PROVIDED RECORDS
<<<<

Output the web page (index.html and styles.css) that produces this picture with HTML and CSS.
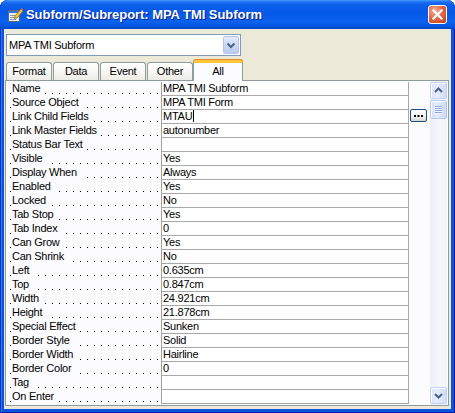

>>>>
<<<<

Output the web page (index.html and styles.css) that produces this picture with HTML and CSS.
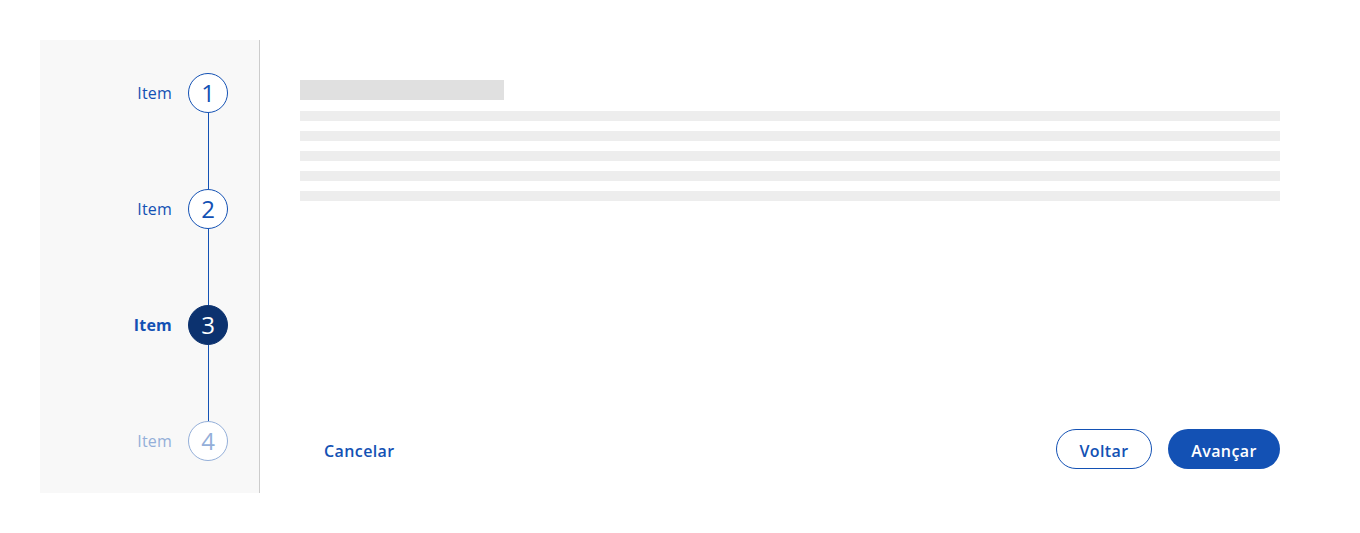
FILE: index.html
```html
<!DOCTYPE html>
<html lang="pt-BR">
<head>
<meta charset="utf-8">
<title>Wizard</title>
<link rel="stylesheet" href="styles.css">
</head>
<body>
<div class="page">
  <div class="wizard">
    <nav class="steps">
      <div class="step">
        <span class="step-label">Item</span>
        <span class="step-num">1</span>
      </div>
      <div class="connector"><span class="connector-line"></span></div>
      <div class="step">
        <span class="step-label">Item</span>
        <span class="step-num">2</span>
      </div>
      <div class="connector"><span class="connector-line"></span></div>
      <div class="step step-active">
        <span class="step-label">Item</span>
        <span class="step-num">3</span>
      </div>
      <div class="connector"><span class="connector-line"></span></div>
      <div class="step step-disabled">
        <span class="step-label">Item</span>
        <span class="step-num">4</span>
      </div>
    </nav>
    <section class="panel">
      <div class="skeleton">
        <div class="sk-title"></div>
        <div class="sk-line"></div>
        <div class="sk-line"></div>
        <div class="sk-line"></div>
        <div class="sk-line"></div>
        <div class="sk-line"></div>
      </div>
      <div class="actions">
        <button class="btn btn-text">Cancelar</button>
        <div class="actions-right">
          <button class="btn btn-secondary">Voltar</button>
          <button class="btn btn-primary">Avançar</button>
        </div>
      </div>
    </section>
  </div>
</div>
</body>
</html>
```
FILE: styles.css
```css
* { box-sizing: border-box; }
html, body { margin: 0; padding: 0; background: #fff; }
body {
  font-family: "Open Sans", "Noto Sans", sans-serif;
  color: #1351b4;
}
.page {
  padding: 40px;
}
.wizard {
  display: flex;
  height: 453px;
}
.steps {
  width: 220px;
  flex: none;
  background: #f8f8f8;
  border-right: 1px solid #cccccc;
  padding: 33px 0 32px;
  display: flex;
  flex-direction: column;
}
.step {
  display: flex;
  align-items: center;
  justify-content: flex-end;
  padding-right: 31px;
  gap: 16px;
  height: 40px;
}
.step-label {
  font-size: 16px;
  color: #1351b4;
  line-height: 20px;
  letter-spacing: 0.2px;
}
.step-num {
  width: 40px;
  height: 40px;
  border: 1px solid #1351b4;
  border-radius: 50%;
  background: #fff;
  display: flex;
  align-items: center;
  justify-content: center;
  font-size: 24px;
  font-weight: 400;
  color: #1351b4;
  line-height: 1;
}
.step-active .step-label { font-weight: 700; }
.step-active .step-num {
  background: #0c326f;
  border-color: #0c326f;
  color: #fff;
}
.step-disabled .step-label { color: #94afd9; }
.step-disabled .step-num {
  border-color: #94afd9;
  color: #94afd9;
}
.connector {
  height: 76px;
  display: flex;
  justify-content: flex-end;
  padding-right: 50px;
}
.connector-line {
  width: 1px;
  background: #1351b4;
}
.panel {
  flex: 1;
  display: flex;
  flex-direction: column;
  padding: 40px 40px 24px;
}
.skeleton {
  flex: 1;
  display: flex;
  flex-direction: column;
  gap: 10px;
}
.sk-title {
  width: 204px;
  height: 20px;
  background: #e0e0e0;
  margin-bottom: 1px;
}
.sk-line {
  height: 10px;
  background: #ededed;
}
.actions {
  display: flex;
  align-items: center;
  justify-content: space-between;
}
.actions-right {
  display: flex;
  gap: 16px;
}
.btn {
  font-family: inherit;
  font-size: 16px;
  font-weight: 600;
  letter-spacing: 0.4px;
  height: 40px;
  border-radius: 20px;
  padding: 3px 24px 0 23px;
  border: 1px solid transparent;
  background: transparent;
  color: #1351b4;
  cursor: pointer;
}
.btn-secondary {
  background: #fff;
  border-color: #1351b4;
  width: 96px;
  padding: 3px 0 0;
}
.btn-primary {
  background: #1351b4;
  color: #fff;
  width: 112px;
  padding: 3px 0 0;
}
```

>>>>

REQUIRED TASK
Say, as a bare number, how many lines in the entries above include the string "page".

COMPLETE OUTPUT
4